### WHAT IS BEING ASKED
Can you copy out the data exactly? Leave the images out.

::::::

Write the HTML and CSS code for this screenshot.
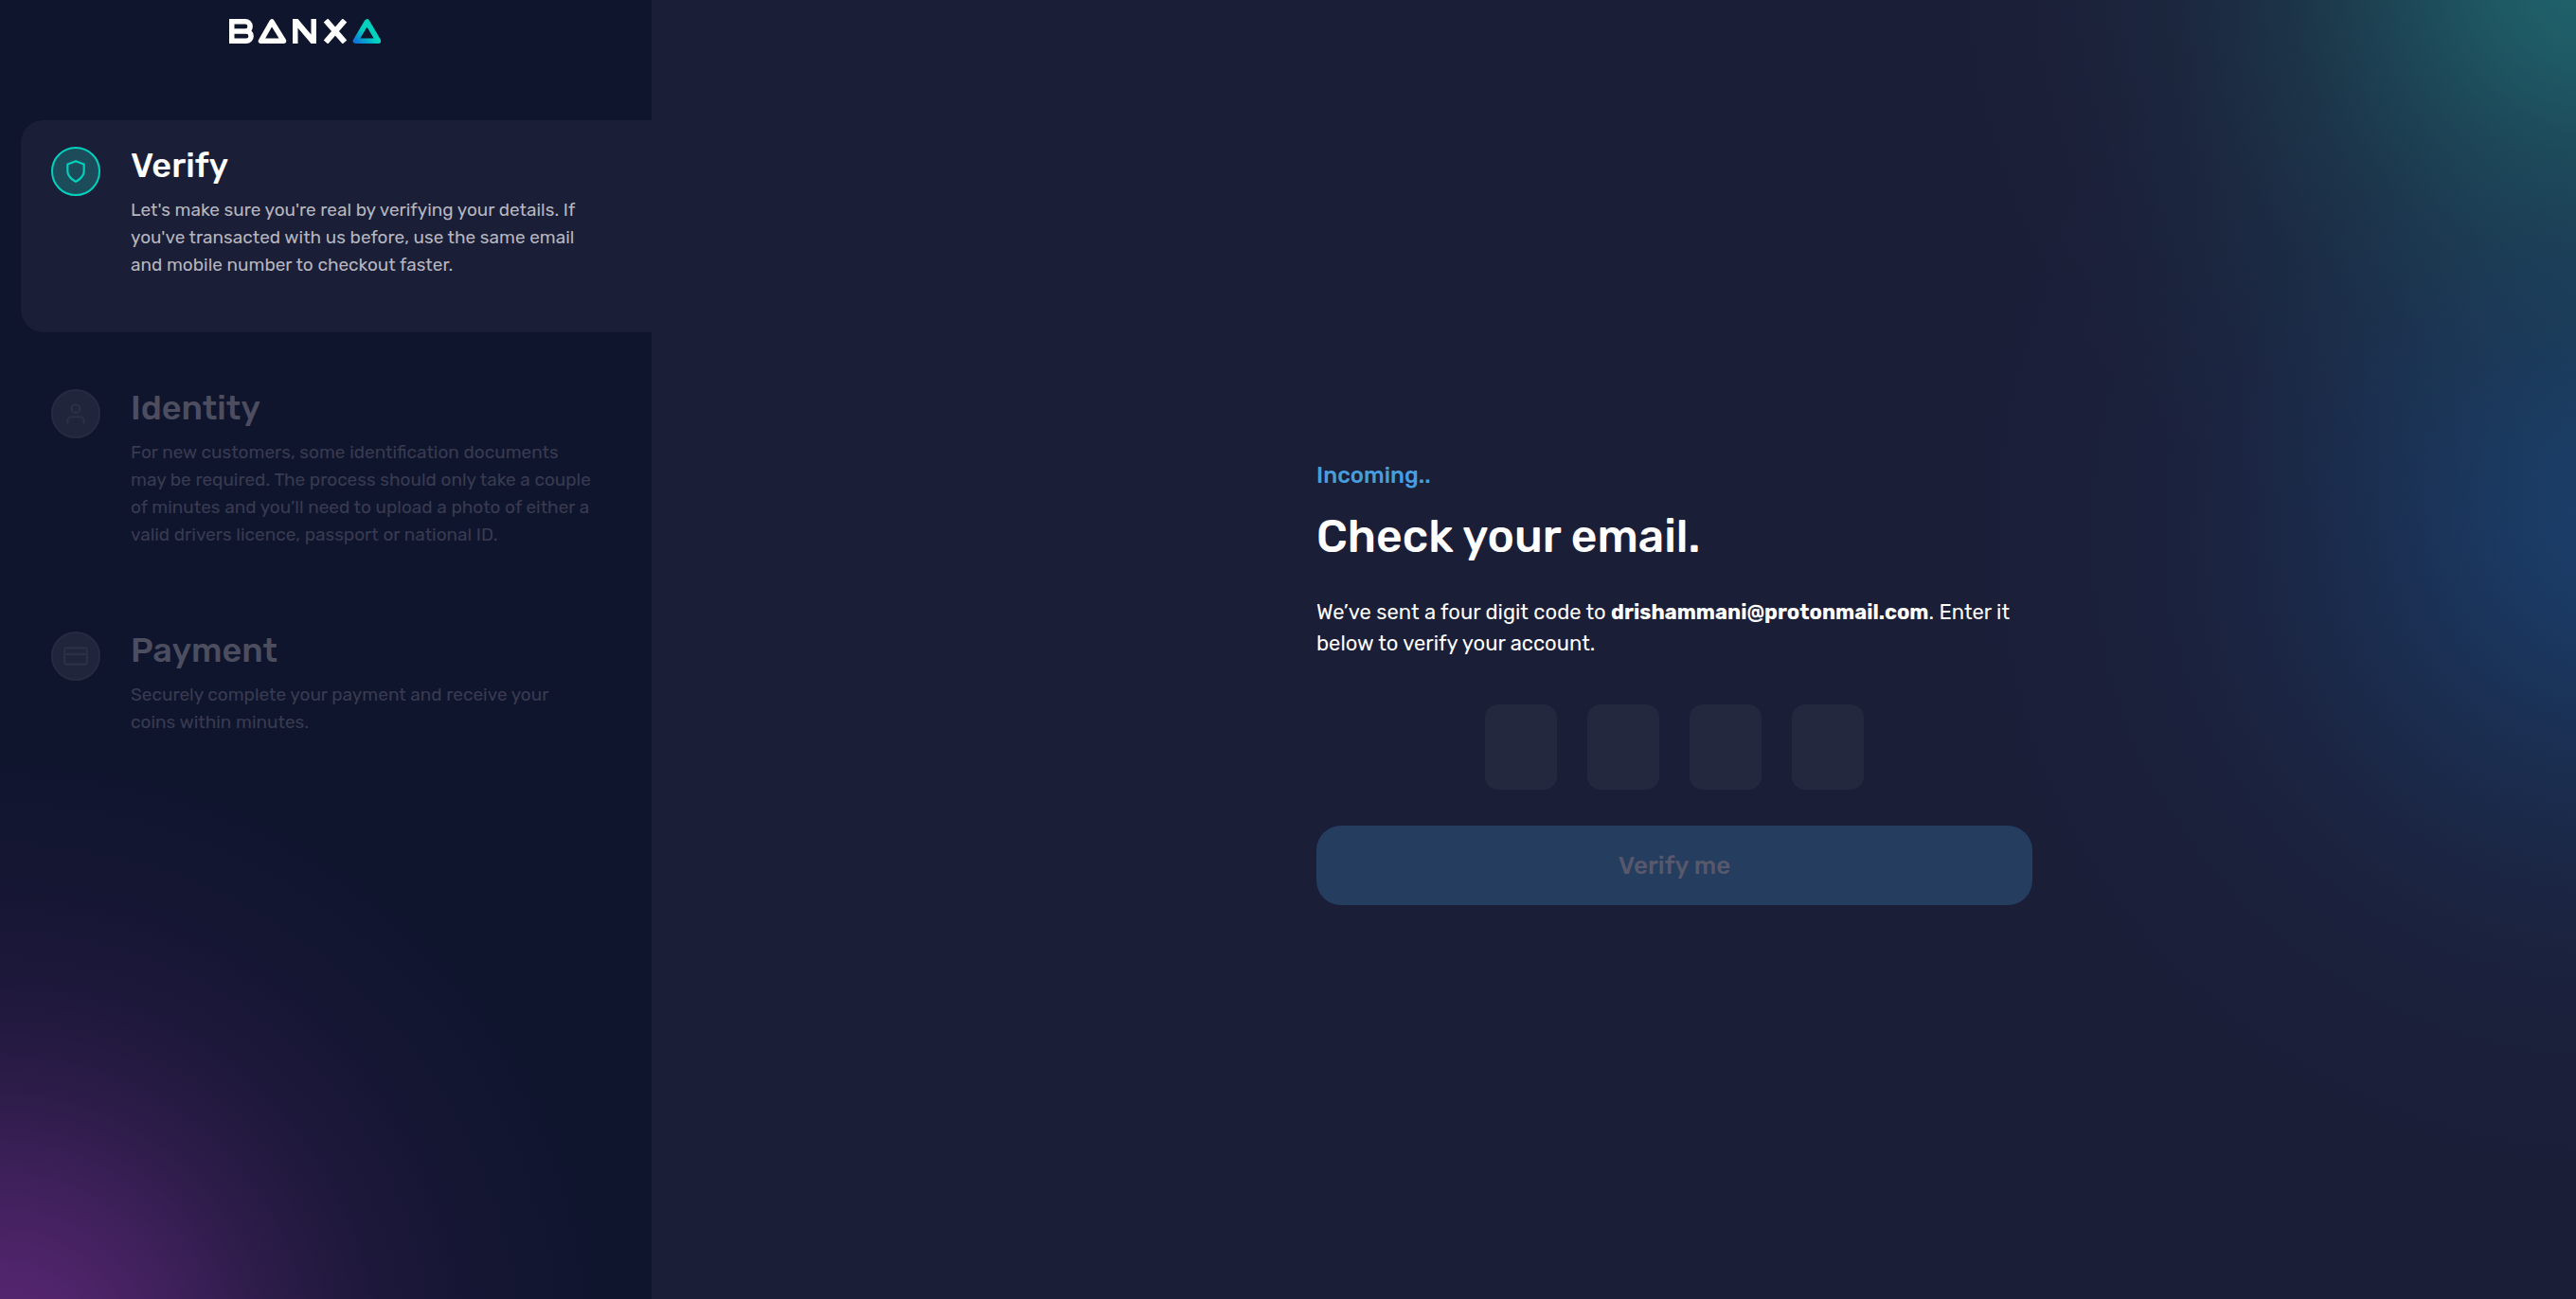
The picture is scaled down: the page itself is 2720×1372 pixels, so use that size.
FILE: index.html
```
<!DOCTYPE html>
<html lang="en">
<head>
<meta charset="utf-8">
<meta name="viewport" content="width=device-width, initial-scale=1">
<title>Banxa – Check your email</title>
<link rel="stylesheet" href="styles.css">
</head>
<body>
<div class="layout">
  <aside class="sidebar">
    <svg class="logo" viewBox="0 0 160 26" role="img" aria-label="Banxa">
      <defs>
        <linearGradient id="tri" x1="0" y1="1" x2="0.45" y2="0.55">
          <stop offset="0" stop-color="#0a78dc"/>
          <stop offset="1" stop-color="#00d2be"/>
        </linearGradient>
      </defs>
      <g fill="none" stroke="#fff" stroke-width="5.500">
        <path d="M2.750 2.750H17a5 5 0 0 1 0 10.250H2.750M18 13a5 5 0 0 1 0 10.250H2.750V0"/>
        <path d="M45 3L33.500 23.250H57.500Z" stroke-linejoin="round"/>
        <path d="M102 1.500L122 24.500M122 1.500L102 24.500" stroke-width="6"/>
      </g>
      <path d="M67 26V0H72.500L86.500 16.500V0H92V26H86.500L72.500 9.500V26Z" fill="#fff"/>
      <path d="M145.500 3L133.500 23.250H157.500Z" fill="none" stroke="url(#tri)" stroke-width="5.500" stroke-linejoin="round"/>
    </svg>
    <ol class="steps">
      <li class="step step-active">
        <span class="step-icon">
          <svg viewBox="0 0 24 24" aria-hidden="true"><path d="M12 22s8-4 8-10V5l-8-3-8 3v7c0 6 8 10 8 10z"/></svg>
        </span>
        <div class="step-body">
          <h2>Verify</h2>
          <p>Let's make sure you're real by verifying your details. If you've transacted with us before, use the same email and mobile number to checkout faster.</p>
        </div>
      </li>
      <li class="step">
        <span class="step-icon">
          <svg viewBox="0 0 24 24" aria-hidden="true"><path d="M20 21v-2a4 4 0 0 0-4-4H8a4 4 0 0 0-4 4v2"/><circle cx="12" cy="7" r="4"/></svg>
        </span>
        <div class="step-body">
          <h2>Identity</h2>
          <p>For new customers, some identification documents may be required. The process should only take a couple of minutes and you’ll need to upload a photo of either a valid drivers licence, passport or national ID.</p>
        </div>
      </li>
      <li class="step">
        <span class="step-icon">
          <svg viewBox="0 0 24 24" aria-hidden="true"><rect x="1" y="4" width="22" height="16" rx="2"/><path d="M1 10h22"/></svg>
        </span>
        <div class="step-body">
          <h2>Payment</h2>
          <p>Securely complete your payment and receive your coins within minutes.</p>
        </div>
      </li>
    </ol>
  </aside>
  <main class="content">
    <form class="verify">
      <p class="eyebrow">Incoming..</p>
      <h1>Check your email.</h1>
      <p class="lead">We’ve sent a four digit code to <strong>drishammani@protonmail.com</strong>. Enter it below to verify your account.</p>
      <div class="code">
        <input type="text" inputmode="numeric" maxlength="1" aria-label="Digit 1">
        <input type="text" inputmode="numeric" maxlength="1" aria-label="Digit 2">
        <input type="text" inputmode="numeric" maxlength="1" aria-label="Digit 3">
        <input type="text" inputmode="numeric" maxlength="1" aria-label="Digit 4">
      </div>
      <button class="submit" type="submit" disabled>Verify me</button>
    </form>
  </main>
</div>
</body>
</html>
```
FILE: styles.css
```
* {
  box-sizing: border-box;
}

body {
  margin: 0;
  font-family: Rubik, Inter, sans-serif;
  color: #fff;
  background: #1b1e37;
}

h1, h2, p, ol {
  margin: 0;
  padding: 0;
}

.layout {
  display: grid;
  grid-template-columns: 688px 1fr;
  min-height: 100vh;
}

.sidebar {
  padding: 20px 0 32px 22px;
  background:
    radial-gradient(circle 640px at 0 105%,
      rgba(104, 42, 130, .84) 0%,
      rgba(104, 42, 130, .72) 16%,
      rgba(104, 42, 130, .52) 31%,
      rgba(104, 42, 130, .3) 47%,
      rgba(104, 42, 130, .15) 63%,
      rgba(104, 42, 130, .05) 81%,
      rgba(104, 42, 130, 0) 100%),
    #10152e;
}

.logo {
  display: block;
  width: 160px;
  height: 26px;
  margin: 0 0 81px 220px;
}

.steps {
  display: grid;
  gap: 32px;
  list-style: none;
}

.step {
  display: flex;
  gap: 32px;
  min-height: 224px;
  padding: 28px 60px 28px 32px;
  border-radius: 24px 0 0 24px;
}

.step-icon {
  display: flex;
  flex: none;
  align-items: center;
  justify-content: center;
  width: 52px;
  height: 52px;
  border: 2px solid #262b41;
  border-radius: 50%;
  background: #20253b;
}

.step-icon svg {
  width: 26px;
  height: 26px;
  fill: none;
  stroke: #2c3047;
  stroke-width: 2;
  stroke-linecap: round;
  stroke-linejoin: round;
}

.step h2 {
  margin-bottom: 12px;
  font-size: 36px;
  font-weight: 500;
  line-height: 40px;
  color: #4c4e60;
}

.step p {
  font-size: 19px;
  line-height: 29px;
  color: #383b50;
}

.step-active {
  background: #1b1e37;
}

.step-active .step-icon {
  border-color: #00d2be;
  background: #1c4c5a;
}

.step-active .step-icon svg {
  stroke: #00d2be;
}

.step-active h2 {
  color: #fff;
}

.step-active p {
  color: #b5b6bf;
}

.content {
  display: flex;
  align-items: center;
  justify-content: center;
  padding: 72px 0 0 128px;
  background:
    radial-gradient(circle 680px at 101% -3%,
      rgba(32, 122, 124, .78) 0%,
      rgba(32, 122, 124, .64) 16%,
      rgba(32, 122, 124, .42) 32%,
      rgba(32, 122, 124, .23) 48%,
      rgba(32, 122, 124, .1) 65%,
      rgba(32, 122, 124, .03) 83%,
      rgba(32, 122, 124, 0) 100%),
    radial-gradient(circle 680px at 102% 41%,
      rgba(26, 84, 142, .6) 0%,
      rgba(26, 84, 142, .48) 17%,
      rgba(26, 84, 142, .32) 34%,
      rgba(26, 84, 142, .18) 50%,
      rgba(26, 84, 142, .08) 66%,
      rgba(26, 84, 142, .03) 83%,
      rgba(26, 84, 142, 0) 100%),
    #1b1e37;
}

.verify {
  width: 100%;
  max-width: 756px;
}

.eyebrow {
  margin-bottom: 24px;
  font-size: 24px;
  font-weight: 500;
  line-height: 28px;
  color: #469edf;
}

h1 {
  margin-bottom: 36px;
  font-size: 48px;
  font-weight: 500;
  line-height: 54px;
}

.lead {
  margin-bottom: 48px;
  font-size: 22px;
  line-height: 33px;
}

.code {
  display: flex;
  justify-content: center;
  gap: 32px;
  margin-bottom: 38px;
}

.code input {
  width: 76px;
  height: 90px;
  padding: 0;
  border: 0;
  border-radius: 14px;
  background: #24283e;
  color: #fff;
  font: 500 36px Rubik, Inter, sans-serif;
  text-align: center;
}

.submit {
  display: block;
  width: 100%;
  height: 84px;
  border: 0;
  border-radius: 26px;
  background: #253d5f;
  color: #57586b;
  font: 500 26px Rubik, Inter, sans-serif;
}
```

::::::

### WRITTEN RESPONSE
Write the HTML and CSS code for this screenshot.
The picture is scaled down: the page itself is 2720×1372 pixels, so use that size.
FILE: index.html
```
<!DOCTYPE html>
<html lang="en">
<head>
<meta charset="utf-8">
<meta name="viewport" content="width=device-width, initial-scale=1">
<title>Banxa – Check your email</title>
<link rel="stylesheet" href="styles.css">
</head>
<body>
<div class="layout">
  <aside class="sidebar">
    <svg class="logo" viewBox="0 0 160 26" role="img" aria-label="Banxa">
      <defs>
        <linearGradient id="tri" x1="0" y1="1" x2="0.45" y2="0.55">
          <stop offset="0" stop-color="#0a78dc"/>
          <stop offset="1" stop-color="#00d2be"/>
        </linearGradient>
      </defs>
      <g fill="none" stroke="#fff" stroke-width="5.500">
        <path d="M2.750 2.750H17a5 5 0 0 1 0 10.250H2.750M18 13a5 5 0 0 1 0 10.250H2.750V0"/>
        <path d="M45 3L33.500 23.250H57.500Z" stroke-linejoin="round"/>
        <path d="M102 1.500L122 24.500M122 1.500L102 24.500" stroke-width="6"/>
      </g>
      <path d="M67 26V0H72.500L86.500 16.500V0H92V26H86.500L72.500 9.500V26Z" fill="#fff"/>
      <path d="M145.500 3L133.500 23.250H157.500Z" fill="none" stroke="url(#tri)" stroke-width="5.500" stroke-linejoin="round"/>
    </svg>
    <ol class="steps">
      <li class="step step-active">
        <span class="step-icon">
          <svg viewBox="0 0 24 24" aria-hidden="true"><path d="M12 22s8-4 8-10V5l-8-3-8 3v7c0 6 8 10 8 10z"/></svg>
        </span>
        <div class="step-body">
          <h2>Verify</h2>
          <p>Let's make sure you're real by verifying your details. If you've transacted with us before, use the same email and mobile number to checkout faster.</p>
        </div>
      </li>
      <li class="step">
        <span class="step-icon">
          <svg viewBox="0 0 24 24" aria-hidden="true"><path d="M20 21v-2a4 4 0 0 0-4-4H8a4 4 0 0 0-4 4v2"/><circle cx="12" cy="7" r="4"/></svg>
        </span>
        <div class="step-body">
          <h2>Identity</h2>
          <p>For new customers, some identification documents may be required. The process should only take a couple of minutes and you’ll need to upload a photo of either a valid drivers licence, passport or national ID.</p>
        </div>
      </li>
      <li class="step">
        <span class="step-icon">
          <svg viewBox="0 0 24 24" aria-hidden="true"><rect x="1" y="4" width="22" height="16" rx="2"/><path d="M1 10h22"/></svg>
        </span>
        <div class="step-body">
          <h2>Payment</h2>
          <p>Securely complete your payment and receive your coins within minutes.</p>
        </div>
      </li>
    </ol>
  </aside>
  <main class="content">
    <form class="verify">
      <p class="eyebrow">Incoming..</p>
      <h1>Check your email.</h1>
      <p class="lead">We’ve sent a four digit code to <strong>drishammani@protonmail.com</strong>. Enter it below to verify your account.</p>
      <div class="code">
        <input type="text" inputmode="numeric" maxlength="1" aria-label="Digit 1">
        <input type="text" inputmode="numeric" maxlength="1" aria-label="Digit 2">
        <input type="text" inputmode="numeric" maxlength="1" aria-label="Digit 3">
        <input type="text" inputmode="numeric" maxlength="1" aria-label="Digit 4">
      </div>
      <button class="submit" type="submit" disabled>Verify me</button>
    </form>
  </main>
</div>
</body>
</html>
```
FILE: styles.css
```
* {
  box-sizing: border-box;
}

body {
  margin: 0;
  font-family: Rubik, Inter, sans-serif;
  color: #fff;
  background: #1b1e37;
}

h1, h2, p, ol {
  margin: 0;
  padding: 0;
}

.layout {
  display: grid;
  grid-template-columns: 688px 1fr;
  min-height: 100vh;
}

.sidebar {
  padding: 20px 0 32px 22px;
  background:
    radial-gradient(circle 640px at 0 105%,
      rgba(104, 42, 130, .84) 0%,
      rgba(104, 42, 130, .72) 16%,
      rgba(104, 42, 130, .52) 31%,
      rgba(104, 42, 130, .3) 47%,
      rgba(104, 42, 130, .15) 63%,
      rgba(104, 42, 130, .05) 81%,
      rgba(104, 42, 130, 0) 100%),
    #10152e;
}

.logo {
  display: block;
  width: 160px;
  height: 26px;
  margin: 0 0 81px 220px;
}

.steps {
  display: grid;
  gap: 32px;
  list-style: none;
}

.step {
  display: flex;
  gap: 32px;
  min-height: 224px;
  padding: 28px 60px 28px 32px;
  border-radius: 24px 0 0 24px;
}

.step-icon {
  display: flex;
  flex: none;
  align-items: center;
  justify-content: center;
  width: 52px;
  height: 52px;
  border: 2px solid #262b41;
  border-radius: 50%;
  background: #20253b;
}

.step-icon svg {
  width: 26px;
  height: 26px;
  fill: none;
  stroke: #2c3047;
  stroke-width: 2;
  stroke-linecap: round;
  stroke-linejoin: round;
}

.step h2 {
  margin-bottom: 12px;
  font-size: 36px;
  font-weight: 500;
  line-height: 40px;
  color: #4c4e60;
}

.step p {
  font-size: 19px;
  line-height: 29px;
  color: #383b50;
}

.step-active {
  background: #1b1e37;
}

.step-active .step-icon {
  border-color: #00d2be;
  background: #1c4c5a;
}

.step-active .step-icon svg {
  stroke: #00d2be;
}

.step-active h2 {
  color: #fff;
}

.step-active p {
  color: #b5b6bf;
}

.content {
  display: flex;
  align-items: center;
  justify-content: center;
  padding: 72px 0 0 128px;
  background:
    radial-gradient(circle 680px at 101% -3%,
      rgba(32, 122, 124, .78) 0%,
      rgba(32, 122, 124, .64) 16%,
      rgba(32, 122, 124, .42) 32%,
      rgba(32, 122, 124, .23) 48%,
      rgba(32, 122, 124, .1) 65%,
      rgba(32, 122, 124, .03) 83%,
      rgba(32, 122, 124, 0) 100%),
    radial-gradient(circle 680px at 102% 41%,
      rgba(26, 84, 142, .6) 0%,
      rgba(26, 84, 142, .48) 17%,
      rgba(26, 84, 142, .32) 34%,
      rgba(26, 84, 142, .18) 50%,
      rgba(26, 84, 142, .08) 66%,
      rgba(26, 84, 142, .03) 83%,
      rgba(26, 84, 142, 0) 100%),
    #1b1e37;
}

.verify {
  width: 100%;
  max-width: 756px;
}

.eyebrow {
  margin-bottom: 24px;
  font-size: 24px;
  font-weight: 500;
  line-height: 28px;
  color: #469edf;
}

h1 {
  margin-bottom: 36px;
  font-size: 48px;
  font-weight: 500;
  line-height: 54px;
}

.lead {
  margin-bottom: 48px;
  font-size: 22px;
  line-height: 33px;
}

.code {
  display: flex;
  justify-content: center;
  gap: 32px;
  margin-bottom: 38px;
}

.code input {
  width: 76px;
  height: 90px;
  padding: 0;
  border: 0;
  border-radius: 14px;
  background: #24283e;
  color: #fff;
  font: 500 36px Rubik, Inter, sans-serif;
  text-align: center;
}

.submit {
  display: block;
  width: 100%;
  height: 84px;
  border: 0;
  border-radius: 26px;
  background: #253d5f;
  color: #57586b;
  font: 500 26px Rubik, Inter, sans-serif;
}
```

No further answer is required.